With the pictures left out, copy the listing below exactly.

Recorded data:
begin

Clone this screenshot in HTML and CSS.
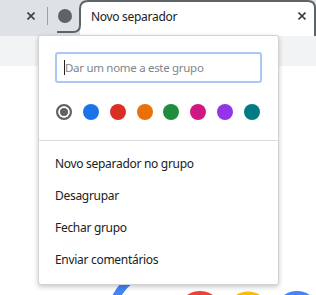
FILE: index.html
```html
<!DOCTYPE html>
<html lang="pt">
<head>
  <meta charset="UTF-8" />
  <title>Novo separador</title>
  <link rel="stylesheet" href="styles.css">
</head>
<body>

  <div class="tabstrip">
    <svg class="group-outline" width="316" height="36" viewBox="0 0 316 36">
      <path d="M57 32 H73 Q80 32 80 25 V9 Q80 1 88 1 H308 Q315 1 315 8 V36" />
    </svg>
    <div class="tab-prev">
      <svg class="close-icon" width="8" height="8" viewBox="0 0 8 8"><path d="M0.5 0.5 L7.5 7.5 M7.5 0.5 L0.5 7.5" /></svg>
    </div>
    <div class="tab-sep"></div>
    <div class="group-chip"><span class="chip-dot"></span></div>
    <div class="tab active">
      <span class="tab-title">Novo separador</span>
      <svg class="close-icon" width="8" height="8" viewBox="0 0 8 8"><path d="M0.5 0.5 L7.5 7.5 M7.5 0.5 L0.5 7.5" /></svg>
    </div>
  </div>

  <div class="toolbar"></div>

  <div class="ntp">
    <svg class="logo" width="316" height="14" viewBox="0 282 316 14">
      <path d="M131 279 Q122 286 116 297" stroke="#4285f4" stroke-width="8" fill="none" />
      <circle cx="200" cy="313.5" r="18" stroke="#ea4335" stroke-width="9" fill="none" />
      <circle cx="248" cy="314" r="18" stroke="#fbbc05" stroke-width="9" fill="none" />
      <circle cx="297" cy="313.5" r="18" stroke="#4285f4" stroke-width="9" fill="none" />
    </svg>
  </div>

  <div class="group-editor">
    <div class="name-field">
      <span class="caret"></span>
      <span class="placeholder">Dar um nome a este grupo</span>
    </div>

    <div class="swatches">
      <span class="swatch selected"></span>
      <span class="swatch blue"></span>
      <span class="swatch red"></span>
      <span class="swatch orange"></span>
      <span class="swatch green"></span>
      <span class="swatch pink"></span>
      <span class="swatch purple"></span>
      <span class="swatch teal"></span>
    </div>

    <div class="divider"></div>

    <div class="menu">
      <div class="menu-item">Novo separador no grupo</div>
      <div class="menu-item">Desagrupar</div>
      <div class="menu-item">Fechar grupo</div>
      <div class="menu-item">Enviar comentários</div>
    </div>
  </div>

</body>
</html>
```

FILE: styles.css
```css
body {
  margin: 0;
  width: 316px;
  height: 295px;
  overflow: hidden;
  position: relative;
  background: #fff;
  font-family: 'Noto Sans', 'Open Sans', sans-serif;
  font-size: 12px;
  letter-spacing: -0.3px;
  color: #202124;
}

.tabstrip {
  position: relative;
  display: flex;
  height: 36px;
  background: #dee1e6;
}

.group-outline {
  position: absolute;
  left: 0;
  top: 0;
  z-index: 2;
  pointer-events: none;
}

.group-outline path {
  fill: none;
  stroke: #5f6368;
  stroke-width: 2;
}

.close-icon path {
  stroke: #3c4043;
  stroke-width: 1.6;
  fill: none;
}

.tab-prev {
  width: 39px;
  display: flex;
  align-items: center;
  justify-content: flex-end;
  padding-right: 4px;
  padding-bottom: 4px;
  box-sizing: border-box;
}

.tab-sep {
  width: 1px;
  height: 18px;
  margin: 7px 0 0 8px;
  background: #9aa0a6;
}

.group-chip {
  display: flex;
  align-items: center;
  margin-left: 10px;
  padding-bottom: 4px;
}

.chip-dot {
  width: 14px;
  height: 14px;
  border-radius: 50%;
  background: #5f6368;
}

.tab {
  flex: 1;
  display: flex;
  align-items: center;
  margin-left: 8px;
  padding: 0 10px 4px 11px;
  background: #fff;
  border-radius: 8px 8px 0 0;
}

.tab-title {
  flex: 1;
}

.toolbar {
  height: 30px;
  background: #f1f3f4;
}

.ntp {
  padding-top: 216px;
}

.logo {
  display: block;
}

.group-editor {
  position: absolute;
  left: 38px;
  top: 35px;
  width: 241px;
  box-sizing: border-box;
  background: #fff;
  border: 1px solid #d3d3d3;
  border-radius: 3px;
  box-shadow: 0 2px 5px rgba(0, 0, 0, 0.22);
  z-index: 3;
}

.name-field {
  display: flex;
  align-items: center;
  height: 31px;
  margin: 16px 16px 0;
  padding-left: 7px;
  box-sizing: border-box;
  border: 2px solid #a9c8f3;
  border-radius: 3px;
}

.caret {
  width: 1px;
  height: 15px;
  background: #202124;
}

.placeholder {
  color: #80868b;
  font-size: 11.5px;
}

.swatches {
  display: flex;
  justify-content: space-between;
  margin: 21px 16px 0;
  padding: 0 2px 0 1px;
}

.swatch {
  width: 16px;
  height: 16px;
  border-radius: 50%;
  box-sizing: border-box;
}

.swatch.selected {
  background: #5f6368;
  border: 2px solid #5f6368;
  box-shadow: inset 0 0 0 2px #fff;
}

.swatch.blue { background: #1a73e8; }
.swatch.red { background: #d93025; }
.swatch.orange { background: #e8710a; }
.swatch.green { background: #1e8e3e; }
.swatch.pink { background: #d01884; }
.swatch.purple { background: #9334e6; }
.swatch.teal { background: #007b83; }

.divider {
  height: 1px;
  margin-top: 20px;
  background: #dadce0;
}

.menu {
  padding: 7px 0 8px;
}

.menu-item {
  height: 32px;
  line-height: 32px;
  padding-left: 16px;
}
```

end

Exercise response:
Clone this screenshot in HTML and CSS.
FILE: index.html
```html
<!DOCTYPE html>
<html lang="pt">
<head>
  <meta charset="UTF-8" />
  <title>Novo separador</title>
  <link rel="stylesheet" href="styles.css">
</head>
<body>

  <div class="tabstrip">
    <svg class="group-outline" width="316" height="36" viewBox="0 0 316 36">
      <path d="M57 32 H73 Q80 32 80 25 V9 Q80 1 88 1 H308 Q315 1 315 8 V36" />
    </svg>
    <div class="tab-prev">
      <svg class="close-icon" width="8" height="8" viewBox="0 0 8 8"><path d="M0.5 0.5 L7.5 7.5 M7.5 0.5 L0.5 7.5" /></svg>
    </div>
    <div class="tab-sep"></div>
    <div class="group-chip"><span class="chip-dot"></span></div>
    <div class="tab active">
      <span class="tab-title">Novo separador</span>
      <svg class="close-icon" width="8" height="8" viewBox="0 0 8 8"><path d="M0.5 0.5 L7.5 7.5 M7.5 0.5 L0.5 7.5" /></svg>
    </div>
  </div>

  <div class="toolbar"></div>

  <div class="ntp">
    <svg class="logo" width="316" height="14" viewBox="0 282 316 14">
      <path d="M131 279 Q122 286 116 297" stroke="#4285f4" stroke-width="8" fill="none" />
      <circle cx="200" cy="313.5" r="18" stroke="#ea4335" stroke-width="9" fill="none" />
      <circle cx="248" cy="314" r="18" stroke="#fbbc05" stroke-width="9" fill="none" />
      <circle cx="297" cy="313.5" r="18" stroke="#4285f4" stroke-width="9" fill="none" />
    </svg>
  </div>

  <div class="group-editor">
    <div class="name-field">
      <span class="caret"></span>
      <span class="placeholder">Dar um nome a este grupo</span>
    </div>

    <div class="swatches">
      <span class="swatch selected"></span>
      <span class="swatch blue"></span>
      <span class="swatch red"></span>
      <span class="swatch orange"></span>
      <span class="swatch green"></span>
      <span class="swatch pink"></span>
      <span class="swatch purple"></span>
      <span class="swatch teal"></span>
    </div>

    <div class="divider"></div>

    <div class="menu">
      <div class="menu-item">Novo separador no grupo</div>
      <div class="menu-item">Desagrupar</div>
      <div class="menu-item">Fechar grupo</div>
      <div class="menu-item">Enviar comentários</div>
    </div>
  </div>

</body>
</html>
```

FILE: styles.css
```css
body {
  margin: 0;
  width: 316px;
  height: 295px;
  overflow: hidden;
  position: relative;
  background: #fff;
  font-family: 'Noto Sans', 'Open Sans', sans-serif;
  font-size: 12px;
  letter-spacing: -0.3px;
  color: #202124;
}

.tabstrip {
  position: relative;
  display: flex;
  height: 36px;
  background: #dee1e6;
}

.group-outline {
  position: absolute;
  left: 0;
  top: 0;
  z-index: 2;
  pointer-events: none;
}

.group-outline path {
  fill: none;
  stroke: #5f6368;
  stroke-width: 2;
}

.close-icon path {
  stroke: #3c4043;
  stroke-width: 1.6;
  fill: none;
}

.tab-prev {
  width: 39px;
  display: flex;
  align-items: center;
  justify-content: flex-end;
  padding-right: 4px;
  padding-bottom: 4px;
  box-sizing: border-box;
}

.tab-sep {
  width: 1px;
  height: 18px;
  margin: 7px 0 0 8px;
  background: #9aa0a6;
}

.group-chip {
  display: flex;
  align-items: center;
  margin-left: 10px;
  padding-bottom: 4px;
}

.chip-dot {
  width: 14px;
  height: 14px;
  border-radius: 50%;
  background: #5f6368;
}

.tab {
  flex: 1;
  display: flex;
  align-items: center;
  margin-left: 8px;
  padding: 0 10px 4px 11px;
  background: #fff;
  border-radius: 8px 8px 0 0;
}

.tab-title {
  flex: 1;
}

.toolbar {
  height: 30px;
  background: #f1f3f4;
}

.ntp {
  padding-top: 216px;
}

.logo {
  display: block;
}

.group-editor {
  position: absolute;
  left: 38px;
  top: 35px;
  width: 241px;
  box-sizing: border-box;
  background: #fff;
  border: 1px solid #d3d3d3;
  border-radius: 3px;
  box-shadow: 0 2px 5px rgba(0, 0, 0, 0.22);
  z-index: 3;
}

.name-field {
  display: flex;
  align-items: center;
  height: 31px;
  margin: 16px 16px 0;
  padding-left: 7px;
  box-sizing: border-box;
  border: 2px solid #a9c8f3;
  border-radius: 3px;
}

.caret {
  width: 1px;
  height: 15px;
  background: #202124;
}

.placeholder {
  color: #80868b;
  font-size: 11.5px;
}

.swatches {
  display: flex;
  justify-content: space-between;
  margin: 21px 16px 0;
  padding: 0 2px 0 1px;
}

.swatch {
  width: 16px;
  height: 16px;
  border-radius: 50%;
  box-sizing: border-box;
}

.swatch.selected {
  background: #5f6368;
  border: 2px solid #5f6368;
  box-shadow: inset 0 0 0 2px #fff;
}

.swatch.blue { background: #1a73e8; }
.swatch.red { background: #d93025; }
.swatch.orange { background: #e8710a; }
.swatch.green { background: #1e8e3e; }
.swatch.pink { background: #d01884; }
.swatch.purple { background: #9334e6; }
.swatch.teal { background: #007b83; }

.divider {
  height: 1px;
  margin-top: 20px;
  background: #dadce0;
}

.menu {
  padding: 7px 0 8px;
}

.menu-item {
  height: 32px;
  line-height: 32px;
  padding-left: 16px;
}
```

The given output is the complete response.